Die Regierung des Landes ist nach den unerwartet guten ersten sechs Monaten auf Kurs, ihr für das Gesamtjahr angepeiltes Wachstumsziel von 6,5 Prozent zu erreichen, nachdem es 2016 mit 6,7 Prozent das kleinste Plus seit 26 Jahren gegeben hatte. "Das sind ermutigende Zeichen für das globale Wachstum", schließlich ist China die zweitgrößte Volkswirtschaft der Welt", sagte Ökonom Craig James vom Wertpapierhändler Commonwealth Securities in Sydney. Allerdings sind die Konjunkturdaten mit Vorsicht zu genießen: Viele Experten macht stutzig, dass sie schon gut zwei Wochen nach Quartalsende veröffentlicht werden, während etwa das viel kleinere Deutschland für eine erste Schätzung vier Wochen mehr benötigt.

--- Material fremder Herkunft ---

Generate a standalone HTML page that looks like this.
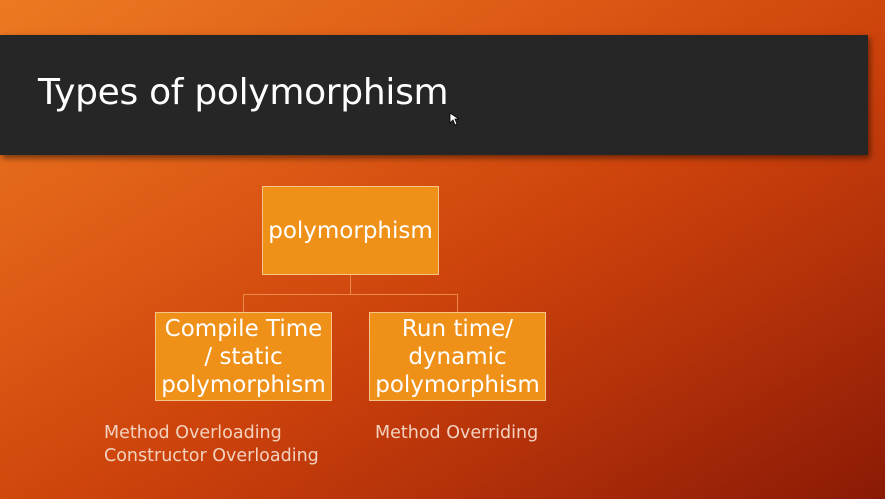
<!DOCTYPE html>
<html><head><style>
html,body{margin:0;padding:0}
body{width:885px;height:499px;overflow:hidden;position:relative;font-family:"DejaVu Sans","Liberation Sans",sans-serif;
background:linear-gradient(150deg,#ec7a22 0%,#de5c16 30%,#cc420b 55%,#b2300a 75%,#8a1a05 100%);}
.bar{position:absolute;left:0;top:35px;width:868px;height:120px;background:#262626;box-shadow:2px 3px 6px rgba(0,0,0,.5)}
.title{position:absolute;left:38px;top:72px;color:#fff;font-size:36px;letter-spacing:-0.3px}
.box{position:absolute;background:#ef9119;border:1px solid #f7c58a;color:#fff;font-size:23px;text-align:center;display:flex;align-items:center;justify-content:center;line-height:28px;box-sizing:border-box}
.ln{position:absolute;background:#e88a4a}
.t{position:absolute;color:#f3d2c0;font-size:17.5px;line-height:23px}
</style></head><body>
<div class="bar"></div>
<div class="title">Types of polymorphism</div>
<svg style="position:absolute;left:449px;top:112px" width="10" height="14"><path d="M1 1 L1 11 L4 8 L6 13 L8 12 L6 7 L10 7 Z" fill="#fff" stroke="#000" stroke-width=".8"/></svg>
<div class="ln" style="left:350px;top:275px;width:1px;height:19px"></div>
<div class="ln" style="left:243px;top:294px;width:215px;height:1px"></div>
<div class="ln" style="left:243px;top:294px;width:1px;height:18px"></div>
<div class="ln" style="left:457px;top:294px;width:1px;height:18px"></div>
<div class="box" style="left:262px;top:186px;width:177px;height:89px">polymorphism</div>
<div class="box" style="left:155px;top:312px;width:177px;height:89px">Compile Time<br>/ static<br>polymorphism</div>
<div class="box" style="left:369px;top:312px;width:177px;height:89px">Run time/<br>dynamic<br>polymorphism</div>
<div class="t" style="left:104px;top:422px">Method Overloading<br>Constructor Overloading</div>
<div class="t" style="left:375px;top:422px">Method Overriding</div>
</body></html>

Getragen wurde das Wachstum im Frühjahr vom privaten Konsum. So meldete der Einzelhandel im Juni mit 11,0 Prozent das stärkste Umsatzplus seit anderthalb Jahren. Die Industrie produzierte im Juni 7,6 Prozent mehr. So stellten die Stahlunternehmen mit 73,23 Millionen Tonnen so viel her wie noch nie - obwohl die Behörden auf die Schließung unrentabler Betriebe in der Stahl- und Kohlebranche dringen. Auch die Investitionen zogen unerwartet stark an, und zwar um 8,6 Prozent im ersten Halbjahr.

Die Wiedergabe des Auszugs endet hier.